Todos sabemos (incluidos los señores y señoras candidatos a un cargo de elección popular) que la pobreza avanza de modo incontenible entre los grupos sociales menos favorecidos, al grado de que hay estimaciones serias que hablan de 95 millones de mexicanos que padecen algún tipo de pobreza; que el 60% de la población económicamente activa se halla ubicada en el llamado “sector informal” (vulgo ambulantaje, que es una forma disfrazada de desempleo) a lo que hay que sumar el 5% de desempleo abierto que admite el gobierno; que en México se pagan los salarios más bajos de toda América Latina; que el trabajador mexicano es el que labora más horas al día (diez o más) en todo el mundo; que la mujer mexicana trabaja más horas que el hombre, y todos ellos por un mísero salario que oscila entre uno y tres salarios mínimos, esto es, entre 70 y 210 pesos en números redondos, mientras que solo la canasta básica diaria cuesta no menos de 350 pesos para una familia promedio.

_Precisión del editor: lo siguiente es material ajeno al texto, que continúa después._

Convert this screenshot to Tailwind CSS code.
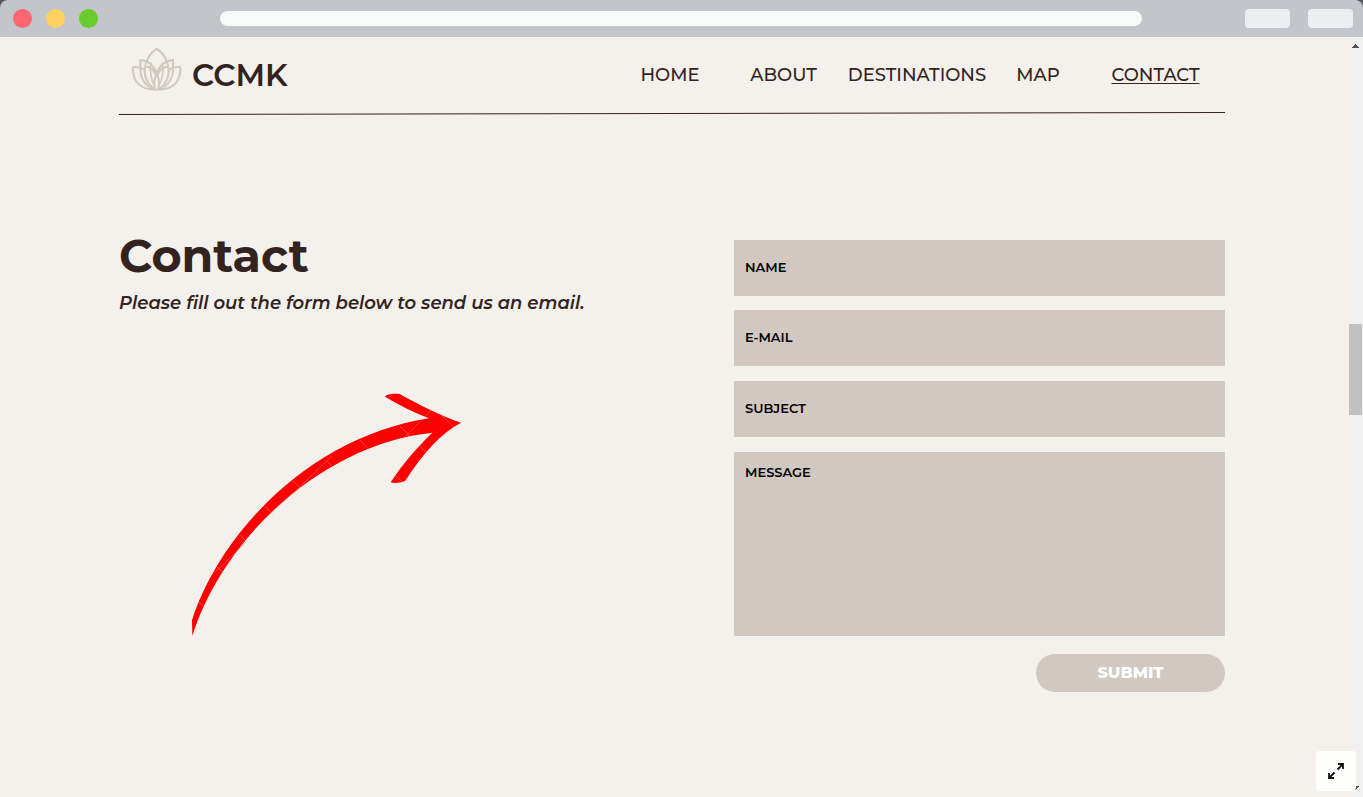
<!DOCTYPE html>
<html lang="en">
<head>
<meta charset="utf-8">
<meta name="viewport" content="width=device-width, initial-scale=1">
<title>CCMK – Contact</title>
<script src="https://cdn.jsdelivr.net/npm/@tailwindcss/browser@4"></script>
</head>
<body class="flex h-screen flex-col overflow-hidden bg-[#54575b] font-[Montserrat,Inter,sans-serif] text-[#32231f]">

<!-- Browser frame -->
<div class="flex h-[37px] shrink-0 items-center rounded-t-lg bg-[#c2c5c9] pr-[10px] pl-[13px]">
  <div class="flex gap-[14px]">
    <span class="size-[19px] rounded-full bg-[#ff6673]"></span>
    <span class="size-[19px] rounded-full bg-[#ffd160]"></span>
    <span class="size-[19px] rounded-full bg-[#6acb2c]"></span>
  </div>
  <div class="mr-[103px] ml-[122px] h-[15px] flex-1 rounded-full bg-[#f8faf9]"></div>
  <div class="flex gap-[18px]">
    <span class="h-[19px] w-[45px] rounded bg-[#ebeff2]"></span>
    <span class="h-[19px] w-[45px] rounded bg-[#ebeff2]"></span>
  </div>
</div>

<div class="relative flex min-h-0 flex-1 bg-[#f4f0eb]">
  <div class="min-w-0 flex-1 pr-[123px] pl-[119px]">
    <header>
      <div class="flex h-[75px] items-center justify-between">
        <a href="#" class="flex items-center gap-[10px] pl-3">
          <svg class="mb-3 h-[44px] w-[51px] text-[#d1c8c1]" viewBox="62 27 153 132" fill="none" stroke="currentColor" stroke-width="6" stroke-linejoin="miter" aria-hidden="true">
            <path d="M109 70C113 55 125 42 139 32C153 42 165 55 169 70"/>
            <path d="M90 88V66C112 68 131 82 139 108C147 82 166 68 188 66V88"/>
            <path d="M68 86C65 134 95 156 134 154C112 142 98 112 105 85C120 88 133 97 137 114M68 86C78 86 91 88 104 96M210 86C213 134 183 156 144 154C166 142 180 112 173 85C158 88 145 97 141 114M210 86C200 86 187 88 174 96"/>
            <path d="M90 88C88 120 106 147 134 154C130 134 131 120 139 108C147 120 148 134 144 154C172 147 190 120 188 88"/>
            <path d="M109 70C106 75 105 80 105 85M169 70C172 75 173 80 173 85M122 74C118 96 120 120 132 142M156 74C160 96 158 120 146 142" stroke-width="5"/>
          </svg>
          <span class="text-[31px] leading-9 font-semibold">CCMK</span>
        </a>
        <nav class="grid grid-cols-[106px_121px_146px_96px_139px] text-center text-[18px] leading-6 font-medium">
          <a href="#">HOME</a>
          <a href="#">ABOUT</a>
          <a href="#">DESTINATIONS</a>
          <a href="#">MAP</a>
          <a href="#" class="underline underline-offset-2" aria-current="page">CONTACT</a>
        </nav>
      </div>
      <svg class="block h-1 w-full" viewBox="0 0 1106 4" preserveAspectRatio="none" aria-hidden="true">
        <path d="M0 2.5L1106 .5" stroke="#32231f"/>
      </svg>
    </header>

    <main class="flex justify-between pt-[124px]">
      <section>
        <h1 class="-mt-2 text-[46px] leading-12 font-bold">Contact</h1>
        <p class="mt-[9px] text-[18px] leading-7 font-semibold italic">Please fill out the form below to send us an email.</p>
        <svg class="mt-[76px] ml-[73px] h-[243px] w-[269px]" viewBox="37 40 807 729" aria-hidden="true">
          <path fill="#f00" d="M37 722C125 450 400 170 748 116C700 98 655 74 616 51C620 44 640 40 660 43C720 76 790 112 844 129C785 160 730 220 677 303C665 309 645 312 633 308C665 258 710 205 758 159C430 193 130 475 38 769Z"/>
          <path fill="none" stroke="#f58a86" stroke-width="1.5" d="M57 667L75 683M105 578L130 556L200 486L181 465M112 562L131 578M257 380L279 404M300 376L360 323L340 303M360 323L457 228M440 243L465 267M541 181L572 214M660 138L696 174M668 180L725 122M737 110L757 90M782 103L822 142M718 196L738 218M648 287L667 307M626 55L638 43"/>
        </svg>
      </section>

      <form class="flex w-[491px] flex-col gap-[15px] text-[13px] font-semibold text-black">
        <div class="flex flex-col gap-[14px]">
          <input type="text" aria-label="Name" placeholder="NAME" class="h-14 bg-[#d1c8c1] px-[11px] pb-[2px] outline-none placeholder:text-black">
          <input type="email" aria-label="E-mail" placeholder="E-MAIL" class="h-14 bg-[#d1c8c1] px-[11px] pb-[2px] outline-none placeholder:text-black">
        </div>
        <input type="text" aria-label="Subject" placeholder="SUBJECT" class="h-14 bg-[#d1c8c1] px-[11px] pb-[2px] outline-none placeholder:text-black">
        <textarea aria-label="Message" placeholder="MESSAGE" class="h-[184px] resize-none bg-[#d1c8c1] px-[11px] py-[10px] leading-5 outline-none placeholder:text-black"></textarea>
        <button type="submit" class="mt-[3px] h-[38px] w-[189px] self-end rounded-full bg-[#d1c8c1] text-[16px] font-extrabold text-white">SUBMIT</button>
      </form>
    </main>
  </div>

  <!-- Scrollbar -->
  <div class="flex w-[15px] shrink-0 flex-col items-center justify-between bg-[#f0f0f0] py-[7px]" aria-hidden="true">
    <svg class="h-1 w-[7px]" viewBox="0 0 7 4" shape-rendering="crispEdges"><path fill="#505050" d="M0 4L3.5 0L7 4Z"/></svg>
    <div class="mb-24 h-[91px] w-[13px] bg-[#c1c1c1]"></div>
    <svg class="h-1 w-[7px]" viewBox="0 0 7 4" shape-rendering="crispEdges"><path fill="#505050" d="M0 0L3.5 4L7 0Z"/></svg>
  </div>

  <button type="button" aria-label="Full screen" class="absolute right-[7px] bottom-[6px] flex size-10 items-center justify-center rounded bg-[#fefefd]">
    <svg class="size-4" viewBox="0 0 16 16" fill="none" stroke="#0e1318" stroke-width="1.8" aria-hidden="true"><path d="M10 1H15V6M15 1L9.5 6.5M6 15H1V10M1 15L6.5 9.5"/></svg>
  </button>
</div>
</body>
</html>
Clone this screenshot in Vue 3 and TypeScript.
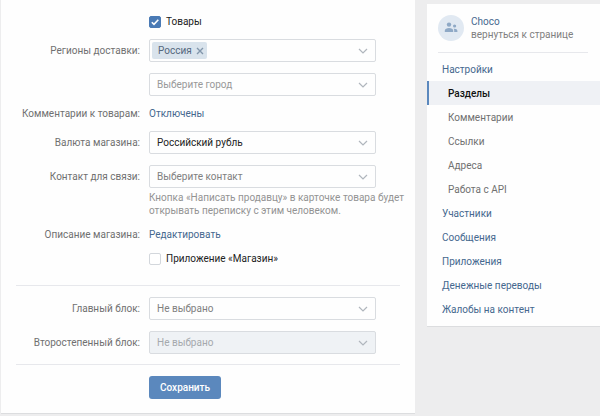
<script setup lang="ts">
import { ref } from 'vue'

interface MenuItem {
  title: string
  nested?: boolean
  active?: boolean
}

const menu: MenuItem[] = [
  { title: 'Настройки' },
  { title: 'Разделы', nested: true, active: true },
  { title: 'Комментарии', nested: true },
  { title: 'Ссылки', nested: true },
  { title: 'Адреса', nested: true },
  { title: 'Работа с API', nested: true },
  { title: 'Участники' },
  { title: 'Сообщения' },
  { title: 'Приложения' },
  { title: 'Денежные переводы' },
  { title: 'Жалобы на контент' },
]

const goods = ref(true)
const shopApp = ref(false)
const regions = ref<string[]>(['Россия'])

function removeRegion(name: string) {
  regions.value = regions.value.filter((r) => r !== name)
}
</script>

<template>
  <div class="page">
    <main class="panel">
      <form @submit.prevent>
        <section class="group">
          <label class="check">
            <input v-model="goods" type="checkbox" />
            <svg class="tick" viewBox="0 0 12 12"><path d="M2.8 6.2 5 8.4 9.3 3.8" /></svg>
            <span>Товары</span>
          </label>

          <label class="name" for="region">Регионы доставки:</label>
          <div class="field tags">
            <span v-for="r in regions" :key="r" class="tag">
              {{ r }}
              <button type="button" aria-label="Удалить" @click="removeRegion(r)">
                <svg viewBox="0 0 8 8"><path d="M1 1 7 7M7 1 1 7" /></svg>
              </button>
            </span>
            <input id="region" type="text" />
            <svg class="arrow" viewBox="0 0 10 6"><path d="M1 1 5 5 9 1" /></svg>
          </div>

          <div class="field">
            <select class="muted" aria-label="Город"><option>Выберите город</option></select>
            <svg class="arrow" viewBox="0 0 10 6"><path d="M1 1 5 5 9 1" /></svg>
          </div>

          <span class="name">Комментарии к товарам:</span>
          <a href="#" class="value">Отключены</a>

          <label class="name" for="currency">Валюта магазина:</label>
          <div class="field">
            <select id="currency"><option>Российский рубль</option></select>
            <svg class="arrow" viewBox="0 0 10 6"><path d="M1 1 5 5 9 1" /></svg>
          </div>

          <label class="name" for="contact">Контакт для связи:</label>
          <div class="field">
            <select id="contact" class="dim"><option>Выберите контакт</option></select>
            <svg class="arrow" viewBox="0 0 10 6"><path d="M1 1 5 5 9 1" /></svg>
          </div>
          <p class="hint">Кнопка «Написать продавцу» в карточке товара будет открывать переписку с этим человеком.</p>

          <span class="name">Описание магазина:</span>
          <a href="#" class="value">Редактировать</a>

          <label class="check">
            <input v-model="shopApp" type="checkbox" />
            <svg class="tick" viewBox="0 0 12 12"><path d="M2.8 6.2 5 8.4 9.3 3.8" /></svg>
            <span>Приложение «Магазин»</span>
          </label>
        </section>

        <section class="group ruled">
          <label class="name" for="main-block">Главный блок:</label>
          <div class="field">
            <select id="main-block" class="dim"><option>Не выбрано</option></select>
            <svg class="arrow" viewBox="0 0 10 6"><path d="M1 1 5 5 9 1" /></svg>
          </div>
          <label class="name" for="extra-block">Второстепенный блок:</label>
          <div class="field disabled">
            <select id="extra-block" disabled><option>Не выбрано</option></select>
            <svg class="arrow" viewBox="0 0 10 6"><path d="M1 1 5 5 9 1" /></svg>
          </div>
        </section>

        <section class="group ruled">
          <button class="save" type="submit">Сохранить</button>
        </section>
      </form>
    </main>

    <aside class="side">
      <a href="#" class="owner">
        <svg class="avatar" viewBox="0 0 26 26">
          <circle class="disc" cx="13" cy="13" r="13" />
          <circle cx="11" cy="9.6" r="2.2" />
          <path d="M6.8 17v-1.2c0-1.9 2-2.8 4.2-2.8s4.2.9 4.2 2.8V17z" />
          <circle cx="16.6" cy="11" r="1.6" />
          <path d="M16.2 17v-1.4c0-.7-.2-1.3-.6-1.8 2-.3 3.8.5 3.8 2V17z" />
        </svg>
        <span class="who"><b>Choco</b><span>вернуться к странице</span></span>
      </a>
      <nav class="menu">
        <a
          v-for="item in menu"
          :key="item.title"
          href="#"
          :class="{ nested: item.nested, active: item.active }"
        >{{ item.title }}</a>
      </nav>
    </aside>
  </div>
</template>

<style>
body {
  background: #ededee;
}
</style>

<style scoped>
.page {
  display: flex;
  align-items: flex-start;
  gap: 12px;
  padding-left: 1px;
  font: 10px/13px Roboto, 'Noto Sans', sans-serif;
  color: #222;
}
.page * {
  box-sizing: border-box;
}
a {
  color: #45688e;
  text-decoration: none;
}
.panel {
  flex: 1;
  min-width: 0;
  padding: 0 15px 14px;
  background: #fefefe;
  border-bottom: 1px solid #dcdddf;
}
.group {
  display: grid;
  grid-template-columns: 124px minmax(0, 227px);
  column-gap: 9px;
  row-gap: 11px;
  align-items: center;
  padding: 15px 0 20px;
}
.group.ruled {
  padding: 11px 0 10px;
  border-top: 1px solid #e7e8ec;
}
.group.ruled:last-child {
  padding-bottom: 0;
}
.name {
  grid-column: 1;
  color: #707070;
  text-align: right;
  white-space: nowrap;
}
.value,
.check,
.field,
.hint,
.save {
  grid-column: 2;
}
.check {
  display: grid;
  grid-template-columns: 12px auto;
  justify-content: start;
  align-items: center;
  column-gap: 5px;
}
.check input,
.tick {
  grid-area: 1 / 1;
  width: 12px;
  height: 12px;
}
.check input {
  appearance: none;
  margin: 0;
  background: #fff;
  border: 1px solid #d3d7dc;
  border-radius: 2px;
}
.check input:checked {
  background: #4a7ab5;
  border-color: #4a7ab5;
}
.tick {
  visibility: hidden;
  pointer-events: none;
  fill: none;
  stroke: #fff;
  stroke-width: 1.6;
}
.check input:checked + .tick {
  visibility: visible;
}
.field {
  display: grid;
  grid-template-columns: minmax(0, 1fr) 10px;
  align-items: center;
  height: 23px;
  padding-right: 7px;
  background: #fefefe;
  border: 1px solid #d9dce0;
  border-radius: 2px;
}
.field select {
  grid-area: 1 / 1 / 2 / 3;
  appearance: none;
  width: 100%;
  height: 21px;
  padding: 0 7px;
  border: 0;
  background: none;
  font: inherit;
  color: #222;
}
.field select.muted {
  color: #999;
}
.field select.dim {
  color: #808080;
}
.arrow {
  grid-area: 1 / 2;
  width: 10px;
  height: 6px;
  pointer-events: none;
  fill: none;
  stroke: #b0b6bd;
  stroke-width: 1.2;
}
.field.disabled {
  background: #eff2f5;
}
.field.disabled select {
  color: #a5a9ad;
  opacity: 1;
}
.field.tags {
  display: flex;
  padding-left: 2px;
}
.tags input {
  flex: 1;
  min-width: 0;
  height: 19px;
  border: 0;
  background: none;
  font: inherit;
}
.tag {
  display: flex;
  align-items: center;
  gap: 4px;
  height: 17px;
  padding: 0 3px 0 6px;
  background: #d9e3ec;
  border-radius: 2px;
  color: #55677d;
}
.tag button {
  display: flex;
  padding: 0;
  border: 0;
  background: none;
}
.tag svg {
  width: 8px;
  height: 8px;
  stroke: #8296ab;
  stroke-width: 1.4;
}
.hint {
  width: max-content;
  max-width: 256px;
  margin: -8px 0 0;
  color: #939393;
}
.save {
  justify-self: start;
  height: 23px;
  padding: 0 11px;
  border: 0;
  border-radius: 3px;
  background: #5b88bd;
  color: #fff;
  font: 500 10px/13px Roboto, 'Noto Sans', sans-serif;
}
.side {
  flex: 0 0 173px;
  margin-top: 4px;
  padding-bottom: 5px;
  background: #fefefe;
  border-bottom: 1px solid #dcdddf;
}
.owner {
  display: flex;
  align-items: center;
  gap: 7px;
  margin: 0 12px 4px 11px;
  padding: 11px 0;
  border-bottom: 1px solid #e7e8ec;
}
.avatar {
  width: 26px;
  height: 26px;
  fill: #8fa9c6;
}
.disc {
  fill: #e1e9f2;
}
.who {
  display: grid;
  white-space: nowrap;
  color: #808080;
}
.who b {
  font-weight: 400;
  color: #45688e;
}
.menu a {
  display: block;
  padding: 1px 15px 0;
  line-height: 23px;
}
.menu .nested {
  padding-left: 21px;
  color: #707070;
}
.menu .active {
  padding-left: 19px;
  border-left: 2px solid #5b88bd;
  background: #eff1f5;
  color: #111;
  font-weight: 500;
}
</style>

Todos sabemos (incluso los suspirantes a gobernador) que esta terrible situación de pobreza y exagerada explotación de las mayorías laborantes, se ve severamente agravada por una política fiscal absolutamente regresiva, es decir, que castiga más a los salarios que a las enormes ganancias de los grandes capitales y que, además, obliga a los pobres a una doble tributación: el impuesto al salario y el impuesto al consumo (el tan llevado y traído IVA, que prácticamente no hace distinción entre ricos y pobres).

Además, que también se ve agravada por la forma sesgada en que se ejerce el gasto gubernamental, una verdadera “ley del embudo” cuya parte ancha está orientada hacia las clases altas, y el tubo, la parte más delgada, hacia las masas populares que forman la inmensa mayoría del país.